Где же еще мы встречались?

На тех учебных семинарах, что раз в году проводила ленинградская группа «Цирка на сцене». Каждое занятие семинара посвящалось просмотру и разбору номеров определенного жанра: сегодня жонглеры, завтра — иллюзионисты.  Каждый раз, заключая такое занятие, Гершуни поражал осведомленностью в самых тонких особенностях жанра. А ведь когда-то, заканчивая Петроградский университет, и не помышлял о цирке. Жизнь иногда оборачивается нежданным.

Еще мы встречались на производственных совещаниях в цирке. Здесь также редкий разбор программы обходился без участия Евгения Павловича.

Любопытная деталь. Каждый раз он напоминал об одном и том же — о технической оснастке манежа.

—  Стыд и срам! До сих пор на манеже допотопные опилки. Когда же, наконец, мы заменим их кокосовым или каучуковым покрытием? Или ковер. Неужели униформистам и дальше вывозить ковер не на автокаре, а на потогонной тачке? Так и с метлой. Созданы мощные пылесосы, а мы со стародавней метлой до сих пор не можем расстаться!

Иногда, слушая Евгения Павловича, я заинтересованно ждал: не забудет ли, не упустит ли. Нет, не забывал. И, загибая палец за пальцем, неумолимо напоминал в конце речи: покрытие манежа, автокар, пылесос.

Таким я знал и запомнил Евгения Павловича Гершуни — заслуженного артиста республики, режиссера, критика, литератора, лектора, педагога. Человека, умевшего быть дипломатичным в случае необходимости, но лишь до определенной черты.

Лишний раз я убедился в этом тогда, когда музей цирка праздновал переезд в новое помещение.

Пожелав музею всяческих благ и в сборе новых материалов, и в углублении исследовательской работы, Гершуни тут же высказал удивление: как же так, висят портреты видных деятелей советского цирка, но отсутствует портрет того, кто был и организатором и первым хранителем музея.

—  Я имею в виду Василия Яковлевича Андреева!    

Некоторое время спустя, говоря по телефону с Евгением Павловичем, я спросил его, давно ли он был в музее.

— Нет, не был пока, — ответил Евгений Павлович. Помолчал и добавил: — Не был и не пойду. Пока не восстановят справедливость!

Здесь, в этом ответе, также сказался характер — прямой и твердый там, где компромисс немыслим.


ВО СНЕ И НАЯВУ



Вот еще одна история, случившаяся со мной в те же годы. История загадочная, и, вероятно, такой она для меня и останется: слишком много воды утекло с тех нор.
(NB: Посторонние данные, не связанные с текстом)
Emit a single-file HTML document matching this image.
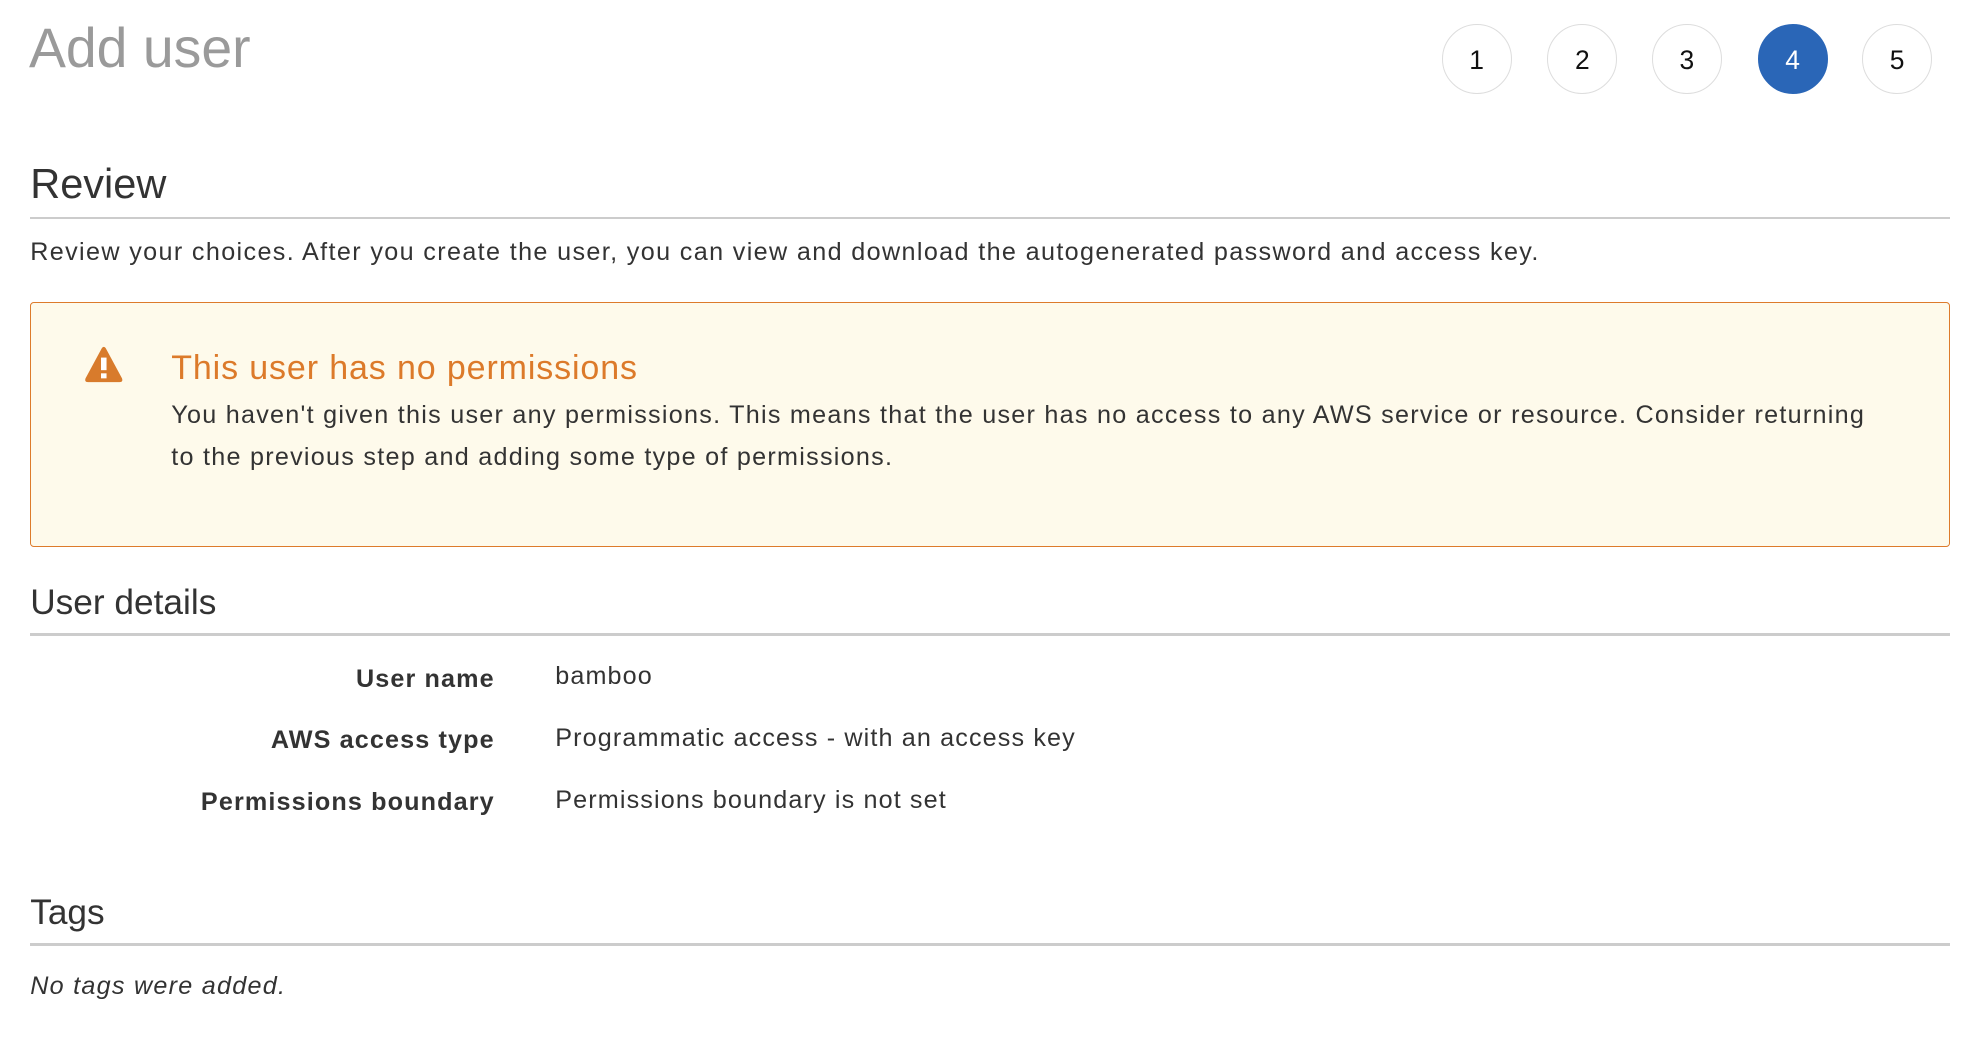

Ранней весной ленинградские улицы запестрели анонсами, содержавшими всего две фразы: «Едет Орнальдо! Скоро Орнальдо!» Что за артист, в каком работает жанре — даже в самом цирке далеко не каждый мог ответить. До поры не раскрывала своих карт и дирекция. Зато после первого же выступления по городу молниеносно разнеслось: «Поразительно! Ошеломляюще! Феноменально!»